● INSTRUCTION: Pull out each line of the data that includes the word "page".

● RECORDED DATA:
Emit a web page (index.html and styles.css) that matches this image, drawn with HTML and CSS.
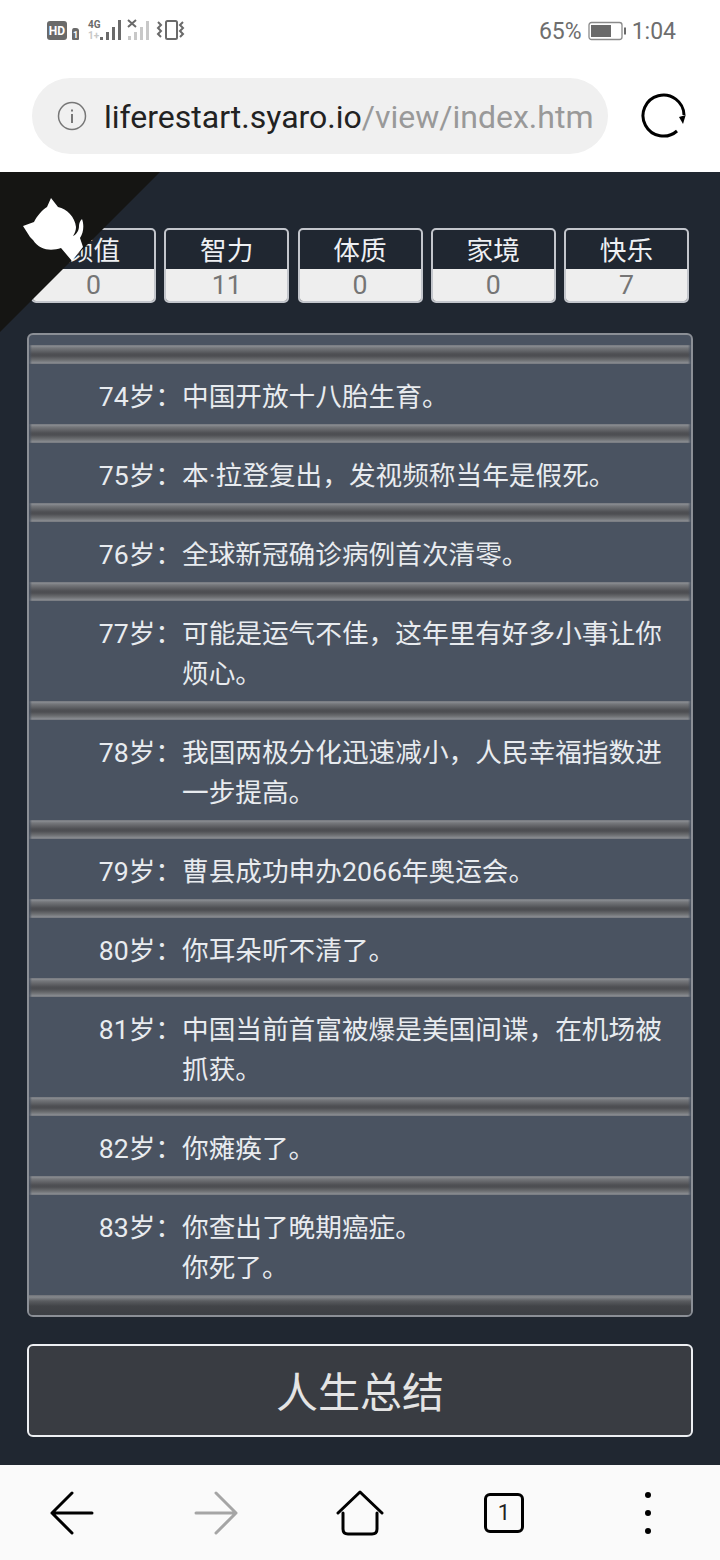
FILE: index.html
```html
<!DOCTYPE html>
<html lang="zh-cn">

<head>
  <meta charset="UTF-8">
  <title>人生重开模拟器</title>
  <link rel="stylesheet" href="styles.css">
</head>

<body>
  <div class="status">
    <div class="status-left">
      <svg width="140" height="24" viewBox="0 0 140 24">
        <rect x="0" y="2" width="20" height="19" rx="3" fill="#6a6a6a"/>
        <text x="10" y="16" class="hd">HD</text>
        <path d="M25 20v-8q0-3 2-3h2q3 0 3 3v8q0 1-1 1h-5q-1 0-1-1z" fill="#6a6a6a"/>
        <text x="28.500" y="19" class="sim">1</text>
        <text x="41" y="9" class="net">4G</text>
        <text x="41" y="20" class="net light">1+</text>
        <g fill="#6a6a6a">
          <rect x="53" y="18" width="3" height="3"/>
          <rect x="59" y="13" width="3" height="8"/>
          <rect x="65" y="8" width="3" height="13"/>
          <rect x="71" y="1" width="3" height="20"/>
        </g>
        <path d="M81 1l8 7M89 1l-8 7" stroke="#6a6a6a" stroke-width="2"/>
        <g fill="#c8c8c8">
          <rect x="81" y="17" width="3" height="4"/>
          <rect x="87" y="13" width="3" height="8"/>
          <rect x="93" y="8" width="3" height="13"/>
          <rect x="99" y="2" width="3" height="19"/>
        </g>
        <rect x="119" y="2" width="11" height="18" rx="1.500" fill="none" stroke="#6a6a6a" stroke-width="2"/>
        <path d="M111 3l3 3-3 3 3 3-3 3 3 3M136 3l-3 3 3 3-3 3 3 3-3 3" fill="none" stroke="#6a6a6a" stroke-width="2"/>
      </svg>
    </div>
    <div class="status-right">
      <span>65%</span>
      <svg class="battery" width="38" height="20" viewBox="0 0 38 20">
        <rect x="1" y="1.500" width="33" height="17" rx="2.500" fill="none" stroke="#8a8a8a" stroke-width="1.300"/>
        <rect x="3" y="4" width="20" height="12" fill="#6a6a6a"/>
        <rect x="36" y="6.500" width="2" height="7" fill="#6a6a6a"/>
      </svg>
      <span>1:04</span>
    </div>
  </div>

  <div class="urlbar">
    <div class="url">
      <svg class="info" width="30" height="30" viewBox="0 0 30 30">
        <circle cx="15" cy="15" r="13.500" fill="none" stroke="#777" stroke-width="1.500"/>
        <rect x="14" y="13" width="2" height="9" fill="#777"/>
        <rect x="14" y="8.500" width="2" height="2" fill="#777"/>
      </svg>
      <div class="url-text">liferestart.syaro.io<span>/view/index.htm</span></div>
    </div>
    <svg class="reload" width="46" height="46" viewBox="0 0 46 46">
      <path d="M36 38A20.500 20.500 0 1 1 43 22" fill="none" stroke="#000" stroke-width="3"/>
      <path d="M38 24l6.700-2-2.700 9z" fill="#000"/>
    </svg>
  </div>

  <div class="main">
    <svg class="corner" width="160" height="160" viewBox="0 0 160 160">
      <path d="M0 0H160L0 160z" fill="#151513"/>
      <path d="M51 26L58 35C67 37 75 45 76 55 76 58 75 61 73 64 77 62 79 58 79 54 79 51 80 49 82 47 84 52 84 60 80 66L83 75 72 89 61 76C52 79 40 79 33 68L30 65 23 54 34 50C37 44 42 38 47 35z" fill="#fff"/>
    </svg>

    <div class="stats">
      <div class="stat"><div class="stat-name">颜值</div><div class="stat-val">0</div></div>
      <div class="stat"><div class="stat-name">智力</div><div class="stat-val">11</div></div>
      <div class="stat"><div class="stat-name">体质</div><div class="stat-val">0</div></div>
      <div class="stat"><div class="stat-name">家境</div><div class="stat-val">0</div></div>
      <div class="stat"><div class="stat-name">快乐</div><div class="stat-val">7</div></div>
    </div>

    <div class="list">
      <div class="sep"></div>
      <div class="row"><div class="age">74岁：</div><div class="txt">中国开放十八胎生育。</div></div>
      <div class="sep"></div>
      <div class="row"><div class="age">75岁：</div><div class="txt">本·拉登复出，发视频称当年是假死。</div></div>
      <div class="sep"></div>
      <div class="row"><div class="age">76岁：</div><div class="txt">全球新冠确诊病例首次清零。</div></div>
      <div class="sep"></div>
      <div class="row"><div class="age">77岁：</div><div class="txt">可能是运气不佳，这年里有好多小事让你烦心。</div></div>
      <div class="sep"></div>
      <div class="row"><div class="age">78岁：</div><div class="txt">我国两极分化迅速减小，人民幸福指数进一步提高。</div></div>
      <div class="sep"></div>
      <div class="row"><div class="age">79岁：</div><div class="txt">曹县成功申办2066年奥运会。</div></div>
      <div class="sep"></div>
      <div class="row"><div class="age">80岁：</div><div class="txt">你耳朵听不清了。</div></div>
      <div class="sep"></div>
      <div class="row"><div class="age">81岁：</div><div class="txt">中国当前首富被爆是美国间谍，在机场被抓获。</div></div>
      <div class="sep"></div>
      <div class="row"><div class="age">82岁：</div><div class="txt">你瘫痪了。</div></div>
      <div class="sep"></div>
      <div class="row"><div class="age">83岁：</div><div class="txt">你查出了晚期癌症。<br>你死了。</div></div>
      <div class="sep"></div>
    </div>

    <button class="summary">人生总结</button>
  </div>

  <div class="nav">
    <svg width="44" height="44" viewBox="0 0 44 44">
      <path d="M42 22H2M22 2L2 22l20 20" fill="none" stroke="#000" stroke-width="3" stroke-linecap="round" stroke-linejoin="round"/>
    </svg>
    <svg width="44" height="44" viewBox="0 0 44 44">
      <path d="M2 22h40M22 2l20 20-20 20" fill="none" stroke="#a5a5a5" stroke-width="3" stroke-linecap="round" stroke-linejoin="round"/>
    </svg>
    <svg width="48" height="46" viewBox="0 0 48 46">
      <path d="M2 23L24 2l22 21M7 23v16q0 5 5 5h24q5 0 5-5V23" fill="none" stroke="#000" stroke-width="3" stroke-linecap="round" stroke-linejoin="round"/>
    </svg>
    <div class="tabs">1</div>
    <svg width="12" height="44" viewBox="0 0 12 44">
      <circle cx="6" cy="4" r="3" fill="#000"/>
      <circle cx="6" cy="22" r="3" fill="#000"/>
      <circle cx="6" cy="40" r="3" fill="#000"/>
    </svg>
  </div>
</body>
</html>
```

FILE: styles.css
```css
*{
	box-sizing:border-box;
}
html,body{
	margin:0;
	padding:0;
}
body{
	width:720px;
	height:1560px;
	overflow:hidden;
	background:#fff;
	font-family:Roboto,"Noto Sans CJK SC",sans-serif;
}

/* status bar */
.status{
	height:62px;
	padding:0 44px 0 47px;
	display:flex;
	justify-content:space-between;
	align-items:center;
	color:#6e6e6e;
	font-size:23px;
}
.status-left svg{
	display:block;
}
.status-right{
	display:flex;
	align-items:center;
	gap:6px;
}
.hd{
	font:bold 12px Roboto,sans-serif;
	fill:#fff;
	text-anchor:middle;
}
.sim{
	font:bold 9px Roboto,sans-serif;
	fill:#fff;
	text-anchor:middle;
}
.net{
	font:bold 10px Roboto,sans-serif;
	fill:#6a6a6a;
}
.net.light{
	fill:#c8c8c8;
}

/* url bar */
.urlbar{
	height:110px;
	padding:16px 0 18px 32px;
	display:flex;
	align-items:center;
}
.url{
	width:576px;
	height:76px;
	border-radius:38px;
	background:#f0f0f0;
	padding:0 14px 0 25px;
	display:flex;
	align-items:center;
}
.info{
	flex:none;
	margin-right:17px;
}
.url-text{
	padding-top:2px;
	font-size:32px;
	color:#222;
	white-space:nowrap;
}
.url-text span{
	color:#999;
}
.reload{
	margin-left:33px;
}

/* page */
.main{
	position:relative;
	height:1293px;
	background:#202731;
	padding:56px 27px 0;
}
.corner{
	position:absolute;
	left:0;
	top:0;
}
.stats{
	display:flex;
	justify-content:space-between;
	padding:0 4px;
}
.stat{
	width:125px;
	height:75px;
	border:2px solid #c3c6cc;
	border-radius:5px;
	overflow:hidden;
}
.stat-name{
	height:39px;
	padding-top:2px;
	line-height:39px;
	text-align:center;
	font-size:26.670px;
	color:#eef0f3;
}
.stat-val{
	height:32px;
	line-height:32px;
	text-align:center;
	font-size:26.670px;
	background:#eeeeee;
	color:#757575;
}

/* event list */
.list{
	margin-top:30px;
	height:984px;
	border:2px solid #8b8f96;
	border-radius:6px;
	background:#4a5361;
	padding-top:10px;
	overflow:hidden;
}
.sep{
	height:19px;
	background:linear-gradient(90deg,#4a5361,rgba(74,83,97,0) 3px,rgba(74,83,97,0) calc(100% - 3px),#4a5361),
		linear-gradient(#6e7178 0,#8a8d92 1px,#75777b 3px,#4e4f53 9px,#4d4e52 11px,#6c6e71 15px,#8a8d92 18px,#6e7178 19px);
}
.list .sep:last-child{
	height:20px;
	background:linear-gradient(#6e7178 0,#85888d 2px,#5a5c60 6px,#424448 11px,#3c3f44 20px);
}
.row{
	display:flex;
	padding:13px 15px 7px 0;
	font-size:26.670px;
	line-height:40px;
	color:#e8ebef;
}
.age{
	flex:none;
	width:153px;
	text-align:right;
}
.txt{
	flex:1;
}

/* summary button */
.summary{
	display:block;
	width:666px;
	height:93px;
	margin-top:27px;
	padding:0 0 2px;
	border:2px solid #eef0f3;
	border-radius:6px;
	background:#393c42;
	color:#e4e4e4;
	font-family:inherit;
	font-size:42px;
}

/* browser bottom bar */
.nav{
	height:95px;
	background:#fafafa;
	display:grid;
	grid-template-columns:repeat(5,144px);
	justify-items:center;
	align-items:center;
}
.tabs{
	width:40px;
	height:40px;
	border:3px solid #000;
	border-radius:6px;
	text-align:center;
	line-height:34px;
	font-size:22px;
	color:#222;
}
```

● SOLVED EXERCISE:
Emit a web page (index.html and styles.css) that matches this image, drawn with HTML and CSS.
/* page */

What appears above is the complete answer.